4.14 An additional issue for the Tribunal to consider is whether the complainant was subjected to victimisation by the respondent within the meaning of Section 74(2) of the Acts.
4.15 During the course of the hearing, the complainant stated that she placed an advertisement seeking clients for her new practice in the newspaper and met a client who was keen for her to start. She stated that she informed the client that she had worked for the respondent. Some days later the prospective client indicated that he was not in a position to engage the complainant’s services. It was submitted that this was an instance of victimisation. In addition, the complainant stated that she did not receive a reference from the respondent even though she had sought one. Having considered the evidence and submissions on this matter, I conclude that there is not sufficient evidence to find that victimisation, within the meaning of Section 74(2) of the Acts, has taken place and accordingly this element of the complaint fails.
5.1 Having considered all the written and oral evidence presented to me, I find that the complainant was not subjected to harassment on the basis of her gender or family status at that this element of the complaint fails.

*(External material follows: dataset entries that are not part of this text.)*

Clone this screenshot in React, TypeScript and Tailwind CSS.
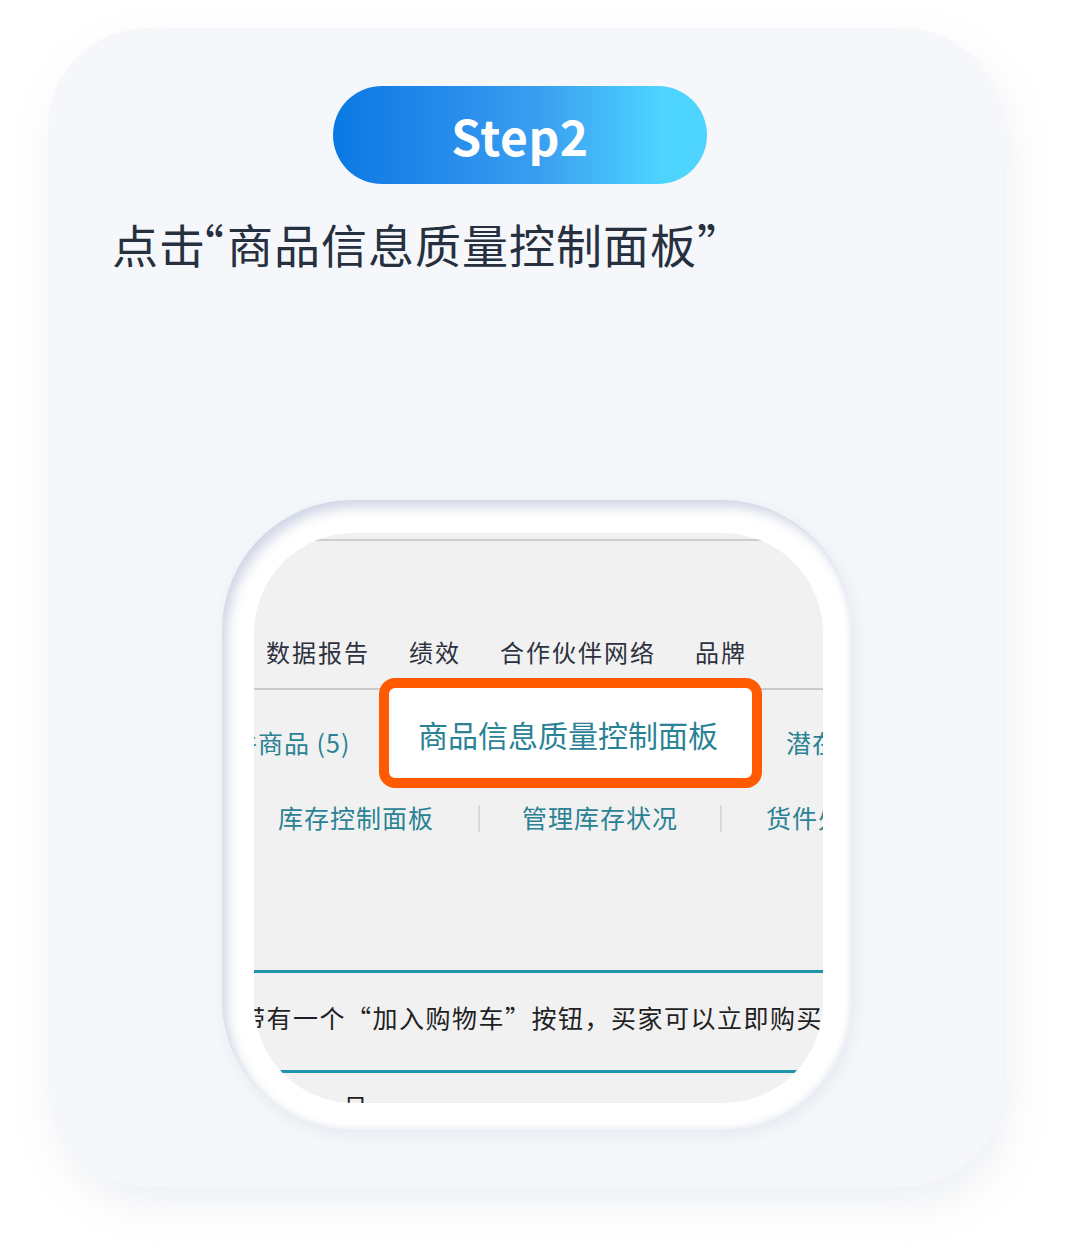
import React from "react";

const cjk = { fontFamily: '"Noto Sans CJK SC", "Noto Sans", sans-serif' };

export default function App() {
  return (
    <div className="w-[1080px] h-[1244px] bg-white overflow-hidden" style={cjk}>
      <div className="ml-[48px] pt-[28px]">
        <div className="w-[955px] h-[1159px] rounded-[100px] bg-[#f5f7fa] shadow-[6px_18px_40px_rgba(160,170,190,0.18)] pt-[58px] flex flex-col">
          {/* Step pill */}
          <div className="ml-[285px] w-[374px] h-[98px] rounded-full bg-[linear-gradient(90deg,#0b78e3_0%,#2a8fec_35%,#3a9ef0_55%,#4dd4ff_88%,#4dd4ff_100%)] flex items-center justify-center">
            <span className="text-white font-bold text-[48px] leading-none tracking-[0.5px]">Step2</span>
          </div>
          {/* Title */}
          <div className="ml-[64px] mt-[29px] text-[46px] leading-[60px] tracking-[1px] text-[#27303f] whitespace-nowrap">
            点击<span className="inline-block ml-[-28px] mr-[2px]">“</span>商品信息质量控制面板”
          </div>
          {/* Ring frame */}
          <div className="ml-[174px] mt-[227px] w-[630px] h-[630px] rounded-[130px] bg-white shadow-[inset_5px_7px_12px_rgba(205,212,228,0.95),inset_-2px_-2px_6px_rgba(235,238,244,0.8),3px_5px_14px_rgba(215,221,233,0.5)] pt-[33px] pl-[32px]">
            <div className="w-[569px] h-[570px] rounded-[100px] overflow-hidden bg-[#f1f1f1] flex flex-col">
              <div className="mt-[6px] h-[2px] bg-[#cdcdcd] shrink-0" />
              {/* Row 1 */}
              <div className="mt-[95px] h-[32px] flex items-center pl-[12px] gap-[39px] text-[24px] tracking-[2px] text-[#2e3140] whitespace-nowrap">
                <span>数据报告</span>
                <span>绩效</span>
                <span>合作伙伴网络</span>
                <span>品牌</span>
              </div>
              <div className="mt-[20px] h-[2px] bg-[#c9c9c9] shrink-0" />
              {/* Row 2 */}
              <div className="mt-[-12px] h-[110px] flex items-start whitespace-nowrap">
                <span className="ml-[-22px] w-[116px] shrink-0 mt-[48px] text-[25px] leading-[32px] tracking-[1px] text-[#2a8294]">件商品 (5)</span>
                <div className="ml-[31px] w-[383px] h-[110px] shrink-0 rounded-[16px] border-[10px] border-[#ff5a00] bg-white flex items-center pl-[29px]">
                  <span className="text-[30px] leading-[36px] text-[#2a8294] mt-[1px]">商品信息质量控制面板</span>
                </div>
                <span className="ml-[24px] mt-[48px] text-[25px] leading-[32px] tracking-[1px] text-[#2a8294]">潜在商品</span>
              </div>
              {/* Row 3 */}
              <div className="mt-[14px] h-[32px] flex items-center pl-[24px] whitespace-nowrap text-[25px] tracking-[1px] text-[#2a8294]">
                <span>库存控制面板</span>
                <span className="ml-[44px] w-[2px] h-[27px] bg-[#d8d8d8] shrink-0" />
                <span className="ml-[42px]">管理库存状况</span>
                <span className="ml-[42px] w-[2px] h-[27px] bg-[#d8d8d8] shrink-0" />
                <span className="ml-[44px]">货件处理进度</span>
              </div>
              <div className="mt-[136px] h-[3px] bg-[#2094a8] shrink-0" />
              {/* Text row */}
              <div className="mt-[29px] h-[32px] flex items-center whitespace-nowrap text-[25px] tracking-[1.5px] text-[#1f1f24]">
                <span className="ml-[-14px]">带有一个“加入购物车”按钮，买家可以立即购买该商品</span>
              </div>
              <div className="mt-[36px] h-[3px] bg-[#2094a8] shrink-0" />
              <div className="mt-[17px] pl-[66px] text-[25px] leading-[32px] text-[#1f1f24] whitespace-nowrap">
                <span>-- 吕</span>
              </div>
            </div>
          </div>
        </div>
      </div>
    </div>
  );
}
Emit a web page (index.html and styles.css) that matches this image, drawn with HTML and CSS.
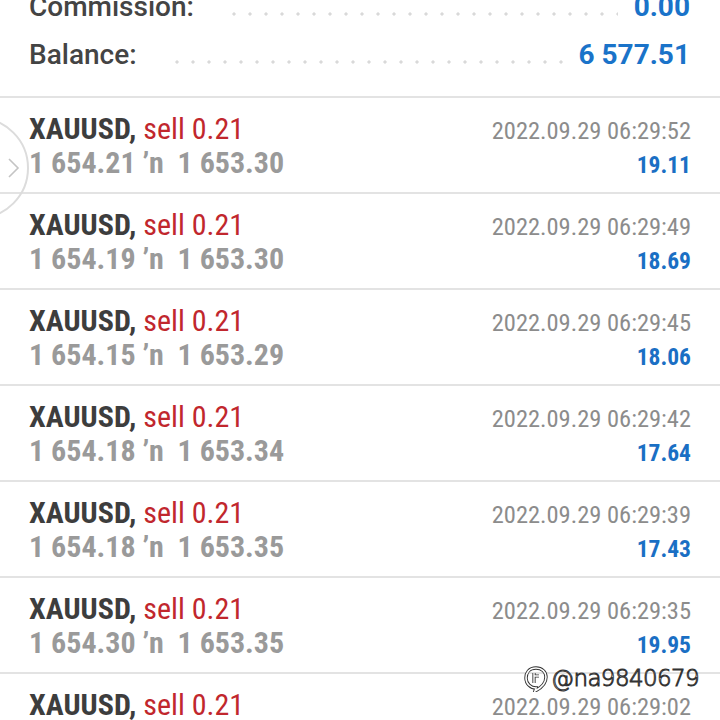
FILE: index.html
```html
<!DOCTYPE html>
<html>
<head>
<meta charset="utf-8">
<link rel="stylesheet" href="styles.css">
</head>
<body>
<div class="screen">
  <div class="summary">
    <div class="sum-row"><span class="label">Commission:</span><span class="dots"></span><span class="value">0.00</span></div>
    <div class="sum-row"><span class="label">Balance:</span><span class="dots"></span><span class="value">6 577.51</span></div>
  </div>
  <div class="list">
    <div class="row">
      <div class="line"><span class="sym">XAUUSD, <span class="sell">sell 0.21</span></span><span class="time">2022.09.29 06:29:52</span></div>
      <div class="line"><span class="price">1 654.21 ’n&nbsp; 1 653.30</span><span class="profit">19.11</span></div>
    </div>
    <div class="row">
      <div class="line"><span class="sym">XAUUSD, <span class="sell">sell 0.21</span></span><span class="time">2022.09.29 06:29:49</span></div>
      <div class="line"><span class="price">1 654.19 ’n&nbsp; 1 653.30</span><span class="profit">18.69</span></div>
    </div>
    <div class="row">
      <div class="line"><span class="sym">XAUUSD, <span class="sell">sell 0.21</span></span><span class="time">2022.09.29 06:29:45</span></div>
      <div class="line"><span class="price">1 654.15 ’n&nbsp; 1 653.29</span><span class="profit">18.06</span></div>
    </div>
    <div class="row">
      <div class="line"><span class="sym">XAUUSD, <span class="sell">sell 0.21</span></span><span class="time">2022.09.29 06:29:42</span></div>
      <div class="line"><span class="price">1 654.18 ’n&nbsp; 1 653.34</span><span class="profit">17.64</span></div>
    </div>
    <div class="row">
      <div class="line"><span class="sym">XAUUSD, <span class="sell">sell 0.21</span></span><span class="time">2022.09.29 06:29:39</span></div>
      <div class="line"><span class="price">1 654.18 ’n&nbsp; 1 653.35</span><span class="profit">17.43</span></div>
    </div>
    <div class="row">
      <div class="line"><span class="sym">XAUUSD, <span class="sell">sell 0.21</span></span><span class="time">2022.09.29 06:29:35</span></div>
      <div class="line"><span class="price">1 654.30 ’n&nbsp; 1 653.35</span><span class="profit">19.95</span></div>
    </div>
    <div class="row">
      <div class="line"><span class="sym">XAUUSD, <span class="sell">sell 0.21</span></span><span class="time">2022.09.29 06:29:02</span></div>
      <div class="line"><span class="price">1 654.20 ’n&nbsp; 1 653.30</span><span class="profit">18.48</span></div>
    </div>
  </div>
  <div class="handle">
    <svg width="60" height="110" viewBox="0 0 60 110">
      <circle cx="-22" cy="55" r="50" fill="none" stroke="#dcdcdc" stroke-width="2"/>
      <path d="M9 46 L18 55 L9 64" fill="none" stroke="#c4c4c4" stroke-width="1.6"/>
    </svg>
  </div>
  <div class="watermark">
    <svg class="wm-logo" width="26" height="28" viewBox="0 0 26 28">
      <path d="M13 4 C6 4 3 9 3 14 C3 20 8 24 13 24 L12 27 C18 24 23 20 23 13 C23 8 19 4 13 4 Z" fill="none" stroke="#333" stroke-width="3.4"/>
      <path d="M13 4 C6 4 3 9 3 14 C3 20 8 24 13 24 L12 27 C18 24 23 20 23 13 C23 8 19 4 13 4 Z" fill="none" stroke="#fff" stroke-width="1.6"/>
      <path d="M11 9 L11 19 M11 12 L16 12" fill="none" stroke="#333" stroke-width="3.2"/>
      <path d="M11 9 L11 19 M11 12 L16 12" fill="none" stroke="#fff" stroke-width="1.4"/>
    </svg>
    <span class="wm-text">@na9840679</span>
  </div>
</div>
</body>
</html>
```

FILE: styles.css
```css
html, body {
  margin: 0;
  padding: 0;
  background: #ffffff;
}
.screen {
  position: relative;
  width: 720px;
  height: 720px;
  overflow: hidden;
  font-family: Roboto, "Liberation Sans", sans-serif;
}
.summary {
  margin-top: -17px;
  padding: 0 30px 17px 29px;
}
.sum-row {
  display: flex;
  align-items: baseline;
  height: 48px;
  line-height: 48px;
  font-size: 28px;
  font-weight: 500;
}
.label {
  color: #444444;
}
.dots {
  flex: 1;
  height: 4px;
  margin: 0 16px 0 32px;
  background-image: radial-gradient(circle, #d9d9d9 1.4px, transparent 1.8px);
  background-size: 16px 4px;
  background-repeat: repeat-x;
}
.value {
  color: #1a73c9;
  font-weight: 700;
}
.list {
  border-top: 2px solid #e3e3e3;
}
.row {
  padding: 14px 29px 12px 29px;
  border-bottom: 2px solid #e3e3e3;
}
.line {
  display: flex;
  justify-content: space-between;
  align-items: baseline;
  height: 34px;
  line-height: 34px;
  font-size: 30px;
  font-family: "Roboto Condensed", Roboto, sans-serif;
  font-stretch: 80%;
}
.sym {
  color: #3d3d3d;
  font-weight: 700;
}
.sell {
  color: #c1272d;
  font-weight: 400;
}
.time {
  color: #8c8c8c;
  font-size: 24.5px;
  font-weight: 400;
}
.price {
  color: #9a9a9a;
  font-weight: 700;
}
.profit {
  color: #1a6fc4;
  font-size: 23.5px;
  font-weight: 700;
}
.handle {
  position: absolute;
  left: 0;
  top: 113px;
}
.handle svg {
  display: block;
}
.watermark {
  position: absolute;
  left: 523px;
  top: 664px;
  display: flex;
  align-items: center;
  gap: 2px;
}
.wm-text {
  font-family: "DejaVu Sans", sans-serif;
  font-weight: 200;
  font-size: 23px;
  color: #ffffff;
  -webkit-text-stroke: 1px #333333;
  letter-spacing: -0.6px;
}
```
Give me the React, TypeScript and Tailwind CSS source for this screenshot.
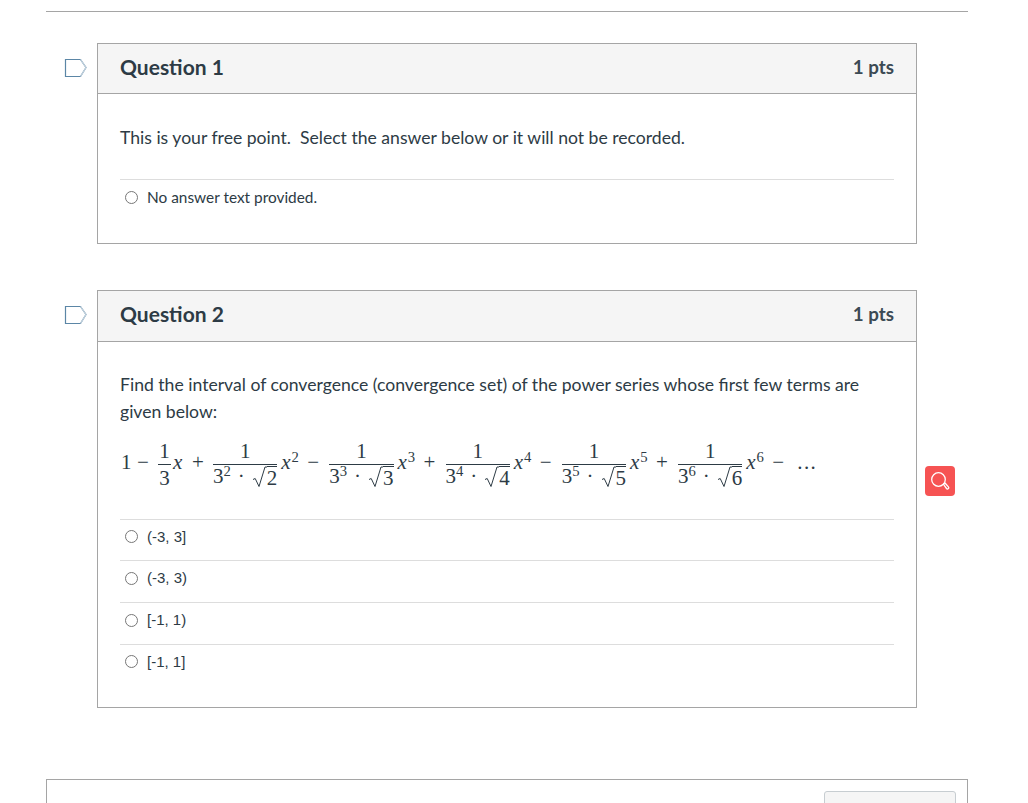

5.2 Having considered all the written and oral evidence presented to me, I find that the respondent has not rebutted the inference of discriminatory treatment two weeks before the end of her maternity leave as raised by the complainant. This element of the complaint therefore succeeds.
5.3 Having considered all the written and oral evidence presented to me, I find that no prima facie case of victimisation as defined in Section 74(2) of the Acts has been established the complainant and this element of the claim therefore fails.
5.4 On the basis of the foregoing I find that the respondent did subject the complainant discriminatory treatment and dismissal on the grounds of gender in terms of section 6(2) of the Employment Equality Acts. In accordance with section 82 of those Acts, I award the complainant €2,000 in compensation for the discriminatory treatment suffered and for the discriminatory dismissal. As this award does not include any element of remuneration, it is not subject to income tax.